Without enzymes, we wouldn’t work!
Every action our bodies need like breathing and eating all depend on fast reactions controlled by enzymes.
Both chemistry and biology are mad about enzymes, so let’s get going!
1. Question: Who are they?
Answer: Well, enzymes are a type of protein made by cells.
Reminder: A protein is a polymer of amino acids arranged in a chain and then folded.
The folding is held in place by chemical bonds, giving a unique 3D shape.
For enzymes, the final structure always includes an area called an active site, and this shape always only matches one molecule!
So NO FIT = NO REACTION!
2. Question: What do they do?
Answer: They are catalysts!
A catalyst speeds up reactions WITHOUT BEING USED UP
3. Question: How do they work?
Answer: THE LOCK AND KEY HYPOTHESIS:
a. The right enzyme is present, with its active site being the right fit for the starting ingredient or substrate.
b. The substrate attaches to the active site, and this perfect match is described as the enzyme-substrate complex
c. The speed of the reaction increases and a product is made, and the enzyme is reused
What an enzyme needs to work
Every enzyme has its own ideal temperature and pH!

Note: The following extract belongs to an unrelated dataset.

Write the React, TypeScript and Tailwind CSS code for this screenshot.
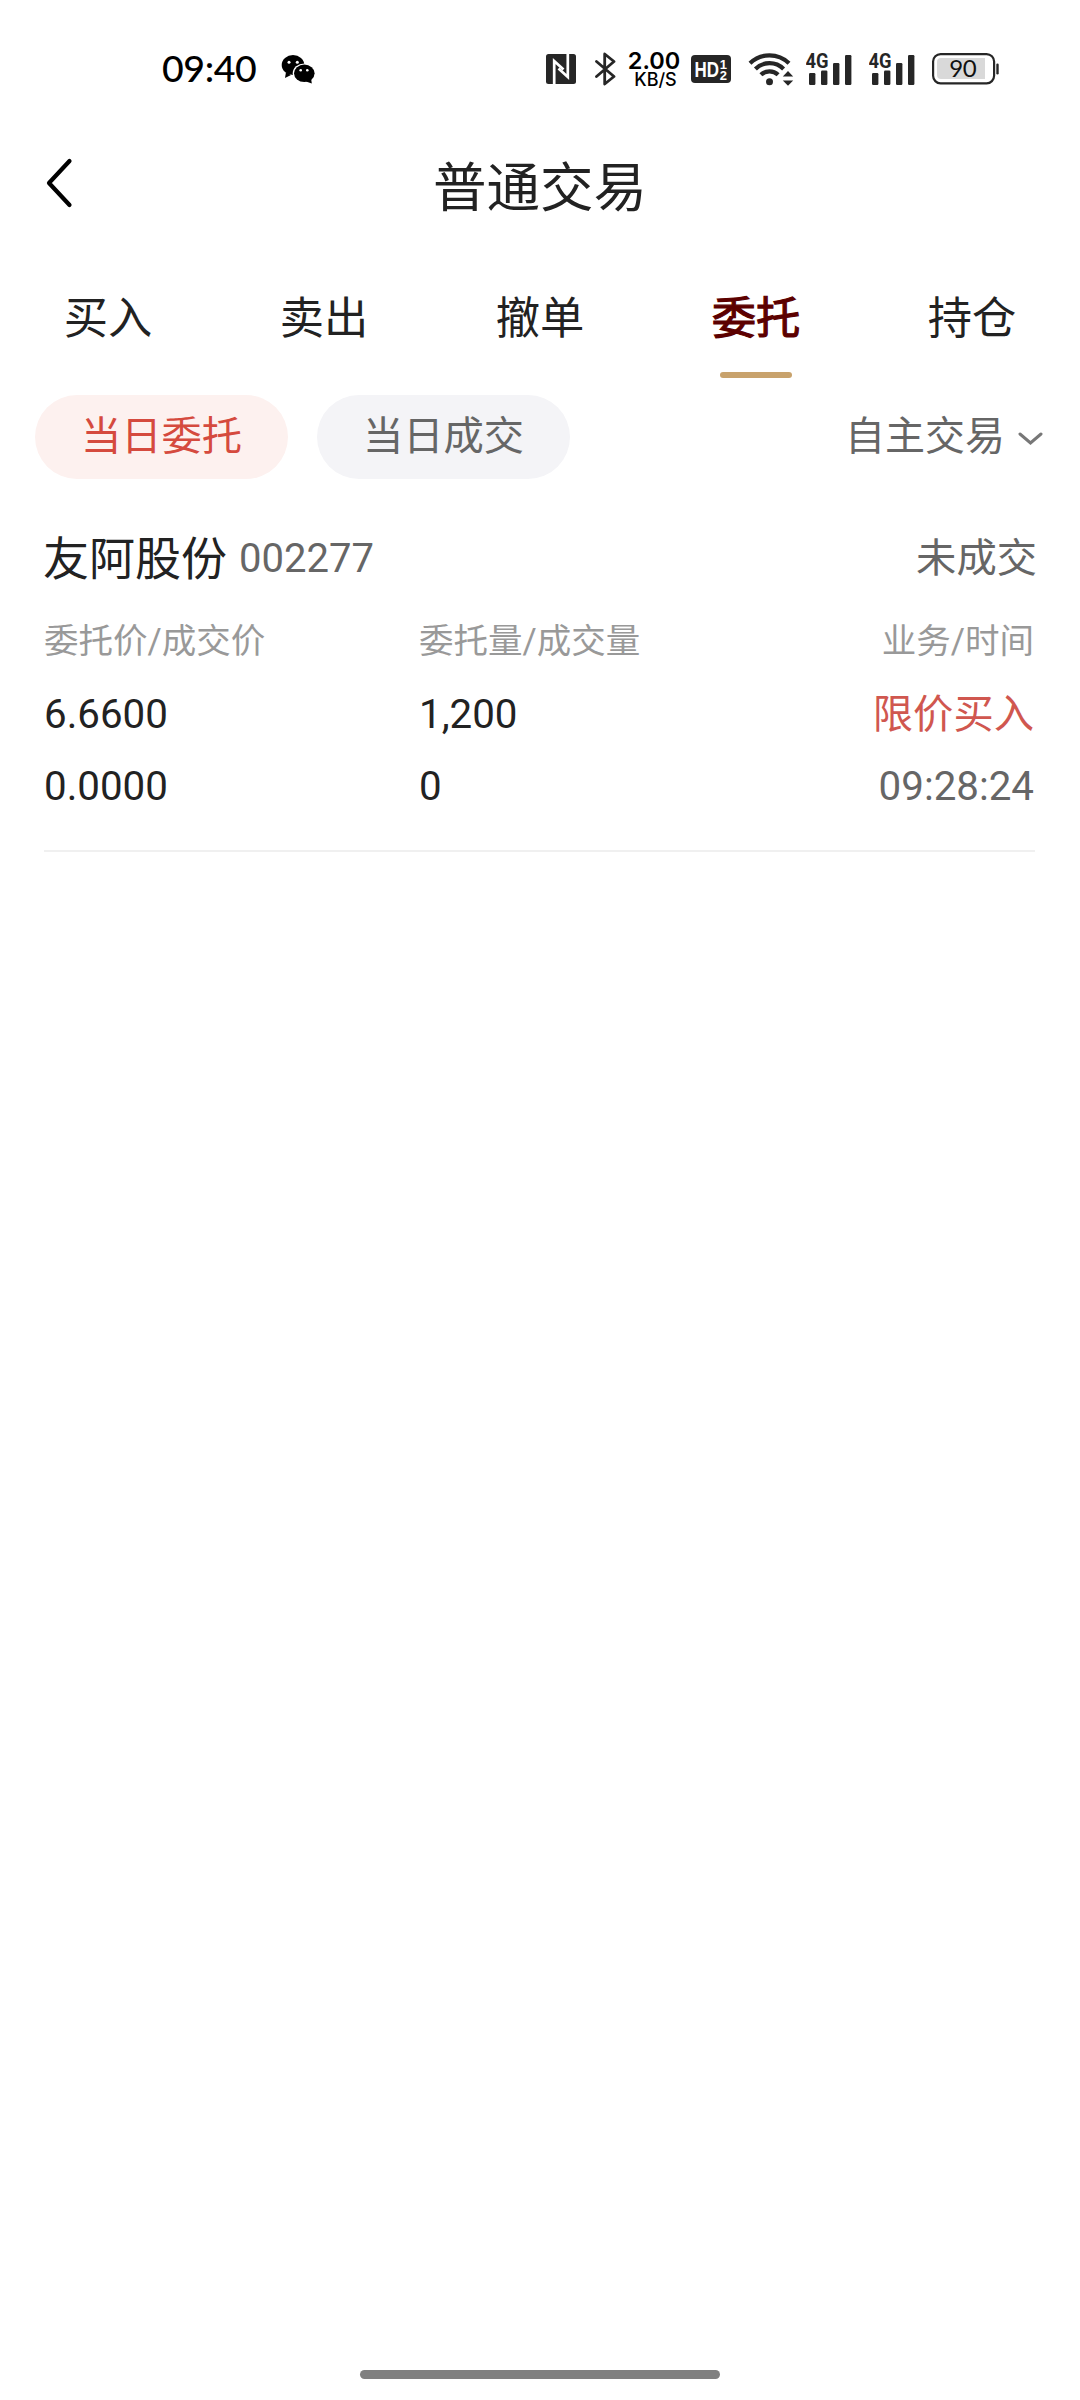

Start with temperature, too much heat can break the bonds holding the active site together, the enzyme stops working and the reaction stops.
When the active site loses its shape and a substrate can’t fit in it anymore, we call this denaturation (not enzyme death because they are not living things!)
Changing the temperature will also change how much energy the enzyme and the substrate have to move around, and the lower the temperature, the less movement, the less chance these things have of colliding with each other and successfully making a complex, and so the reaction slows down.
So temperature is a fine balance!
And let's not forget pH!
This can also have a big impact on the active site shape, again because of the sensitivity of the bonds between the amino acids in the folded 3D structure.
If the pH makes a huge change outside the enzyme’s comfort zone, the active site will be denatured (break down), the substrate won’t be able to fit, which, you guessed it, slows the reaction right down!